Give nothing except the number of lines containing the word "styles".

Record excerpts:
---*---

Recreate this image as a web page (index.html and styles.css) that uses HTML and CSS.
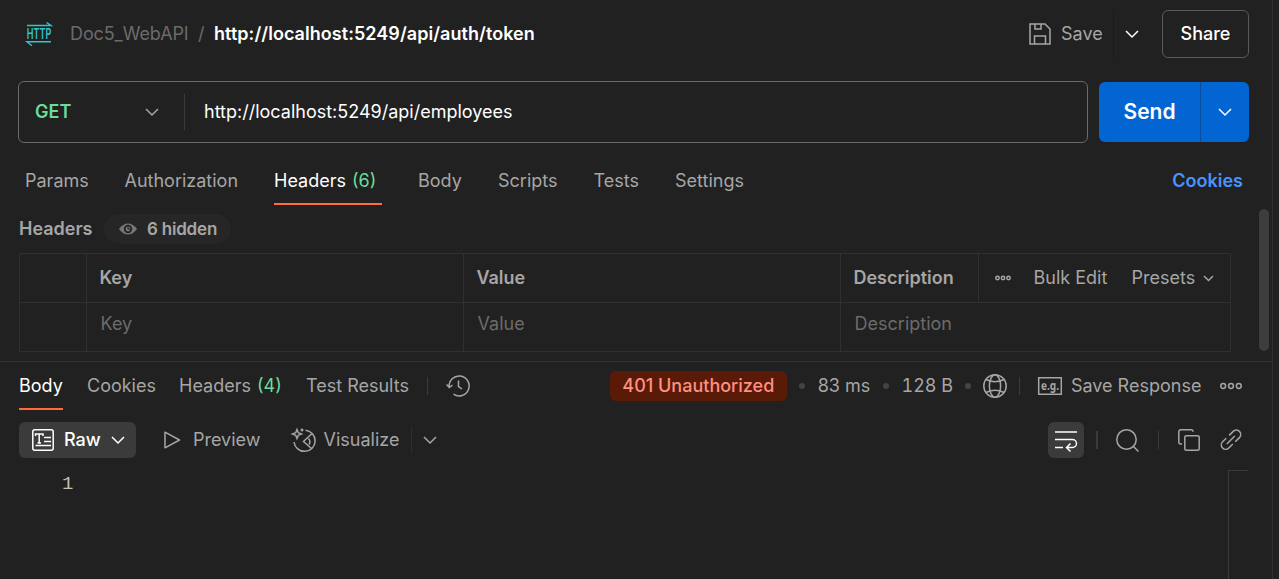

---*---

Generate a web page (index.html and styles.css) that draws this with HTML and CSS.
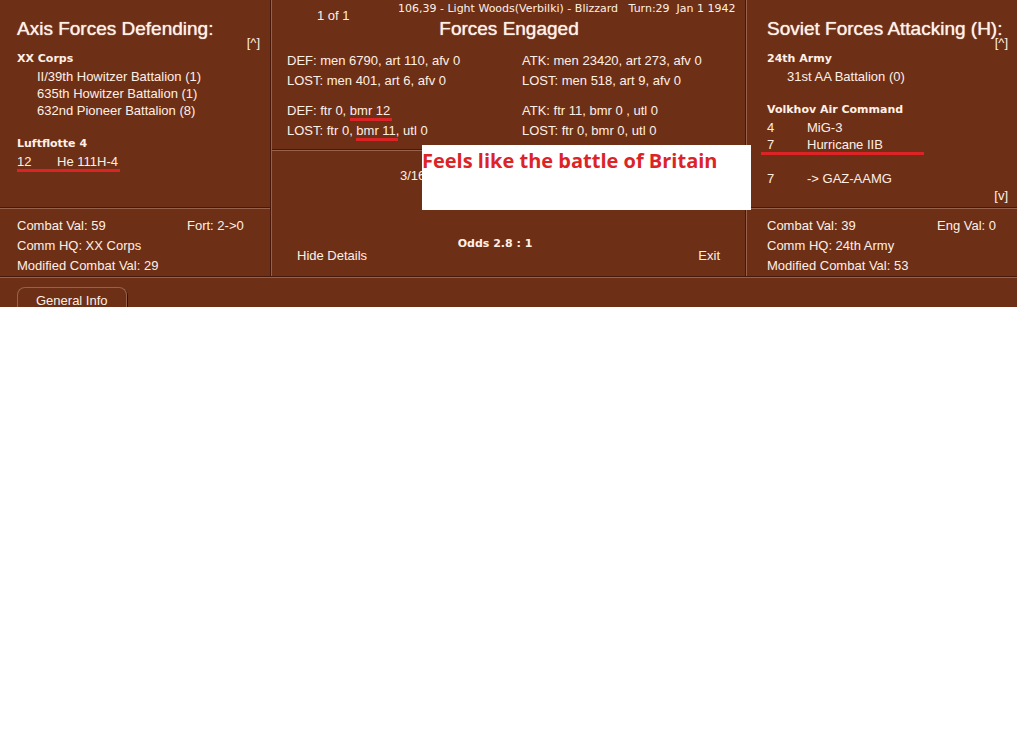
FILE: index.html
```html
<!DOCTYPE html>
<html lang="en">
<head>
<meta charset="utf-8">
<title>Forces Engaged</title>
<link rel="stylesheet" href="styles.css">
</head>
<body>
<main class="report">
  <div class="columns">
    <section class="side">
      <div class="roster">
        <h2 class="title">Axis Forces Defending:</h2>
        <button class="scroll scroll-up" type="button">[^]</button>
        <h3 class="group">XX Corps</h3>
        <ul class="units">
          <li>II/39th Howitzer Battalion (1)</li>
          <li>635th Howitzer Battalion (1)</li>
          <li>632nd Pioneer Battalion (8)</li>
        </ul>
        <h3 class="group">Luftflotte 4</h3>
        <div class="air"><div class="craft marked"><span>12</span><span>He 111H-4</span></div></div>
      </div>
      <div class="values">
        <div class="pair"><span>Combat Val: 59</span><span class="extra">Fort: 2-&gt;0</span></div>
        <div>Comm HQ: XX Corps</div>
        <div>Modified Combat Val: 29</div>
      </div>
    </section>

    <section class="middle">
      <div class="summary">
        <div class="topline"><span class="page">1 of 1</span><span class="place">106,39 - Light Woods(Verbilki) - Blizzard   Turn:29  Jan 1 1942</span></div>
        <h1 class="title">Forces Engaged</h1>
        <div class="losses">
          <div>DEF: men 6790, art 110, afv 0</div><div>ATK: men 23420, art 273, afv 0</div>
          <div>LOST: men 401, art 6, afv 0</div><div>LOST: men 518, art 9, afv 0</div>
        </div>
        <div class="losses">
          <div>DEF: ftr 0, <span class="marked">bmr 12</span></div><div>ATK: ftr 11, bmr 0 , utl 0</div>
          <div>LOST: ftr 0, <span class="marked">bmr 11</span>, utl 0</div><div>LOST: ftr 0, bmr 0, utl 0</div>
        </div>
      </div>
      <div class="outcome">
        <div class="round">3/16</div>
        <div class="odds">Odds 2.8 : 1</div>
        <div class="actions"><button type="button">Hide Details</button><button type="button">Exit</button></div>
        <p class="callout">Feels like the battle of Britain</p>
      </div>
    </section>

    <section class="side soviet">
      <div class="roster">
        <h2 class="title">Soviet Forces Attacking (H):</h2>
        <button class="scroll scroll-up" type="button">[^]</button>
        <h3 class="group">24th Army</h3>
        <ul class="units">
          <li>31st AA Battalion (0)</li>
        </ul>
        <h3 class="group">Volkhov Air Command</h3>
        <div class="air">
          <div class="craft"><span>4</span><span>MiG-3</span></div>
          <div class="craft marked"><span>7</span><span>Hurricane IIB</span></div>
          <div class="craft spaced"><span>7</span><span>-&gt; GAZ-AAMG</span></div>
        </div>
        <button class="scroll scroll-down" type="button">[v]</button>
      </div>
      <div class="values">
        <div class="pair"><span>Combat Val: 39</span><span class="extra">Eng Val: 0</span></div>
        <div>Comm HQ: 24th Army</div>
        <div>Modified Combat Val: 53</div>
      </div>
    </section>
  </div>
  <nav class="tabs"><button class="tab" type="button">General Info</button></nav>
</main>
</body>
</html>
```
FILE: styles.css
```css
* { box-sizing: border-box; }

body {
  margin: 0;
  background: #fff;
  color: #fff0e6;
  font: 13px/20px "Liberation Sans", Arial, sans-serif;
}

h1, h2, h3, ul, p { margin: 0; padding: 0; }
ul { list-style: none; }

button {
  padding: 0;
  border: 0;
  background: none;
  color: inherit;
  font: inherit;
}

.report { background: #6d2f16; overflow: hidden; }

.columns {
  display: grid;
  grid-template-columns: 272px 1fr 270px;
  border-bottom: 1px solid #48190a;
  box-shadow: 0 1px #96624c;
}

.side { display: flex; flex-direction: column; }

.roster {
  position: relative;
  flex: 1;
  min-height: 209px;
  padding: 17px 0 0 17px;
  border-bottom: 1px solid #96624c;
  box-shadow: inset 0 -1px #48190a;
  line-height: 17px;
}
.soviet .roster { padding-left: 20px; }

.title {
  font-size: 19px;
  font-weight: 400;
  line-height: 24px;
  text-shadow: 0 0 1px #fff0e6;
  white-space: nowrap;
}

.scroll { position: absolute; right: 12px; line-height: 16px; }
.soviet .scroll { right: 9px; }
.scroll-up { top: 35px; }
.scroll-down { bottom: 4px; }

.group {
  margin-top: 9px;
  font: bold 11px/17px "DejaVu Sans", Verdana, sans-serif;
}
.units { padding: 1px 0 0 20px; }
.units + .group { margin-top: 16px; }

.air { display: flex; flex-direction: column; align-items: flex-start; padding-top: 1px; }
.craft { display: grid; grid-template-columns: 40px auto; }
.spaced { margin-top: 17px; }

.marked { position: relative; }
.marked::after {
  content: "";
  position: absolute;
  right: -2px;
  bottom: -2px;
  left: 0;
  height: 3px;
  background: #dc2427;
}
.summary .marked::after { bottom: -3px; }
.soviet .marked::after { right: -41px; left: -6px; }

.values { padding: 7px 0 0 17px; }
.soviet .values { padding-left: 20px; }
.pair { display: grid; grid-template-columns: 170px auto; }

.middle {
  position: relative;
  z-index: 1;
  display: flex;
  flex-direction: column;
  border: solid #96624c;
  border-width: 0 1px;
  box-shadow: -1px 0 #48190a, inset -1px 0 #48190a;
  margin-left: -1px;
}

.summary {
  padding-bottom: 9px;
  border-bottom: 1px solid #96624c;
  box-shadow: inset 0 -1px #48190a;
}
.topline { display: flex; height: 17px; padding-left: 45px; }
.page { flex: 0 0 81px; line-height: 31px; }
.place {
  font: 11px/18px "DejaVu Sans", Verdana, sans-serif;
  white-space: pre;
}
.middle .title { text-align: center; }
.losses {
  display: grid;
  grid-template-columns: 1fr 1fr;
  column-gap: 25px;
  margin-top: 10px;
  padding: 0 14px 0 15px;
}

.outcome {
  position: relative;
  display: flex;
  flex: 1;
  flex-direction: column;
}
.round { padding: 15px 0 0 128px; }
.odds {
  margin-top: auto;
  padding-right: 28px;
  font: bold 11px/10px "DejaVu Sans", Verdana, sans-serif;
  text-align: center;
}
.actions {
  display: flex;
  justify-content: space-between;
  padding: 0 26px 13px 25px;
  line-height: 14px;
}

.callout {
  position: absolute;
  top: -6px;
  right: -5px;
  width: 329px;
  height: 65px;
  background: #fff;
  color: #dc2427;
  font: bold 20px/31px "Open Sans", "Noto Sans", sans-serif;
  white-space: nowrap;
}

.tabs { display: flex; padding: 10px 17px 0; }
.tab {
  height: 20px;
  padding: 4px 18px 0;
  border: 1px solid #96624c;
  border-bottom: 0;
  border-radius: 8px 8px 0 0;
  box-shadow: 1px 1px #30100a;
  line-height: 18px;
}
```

---*---

Task answer: 4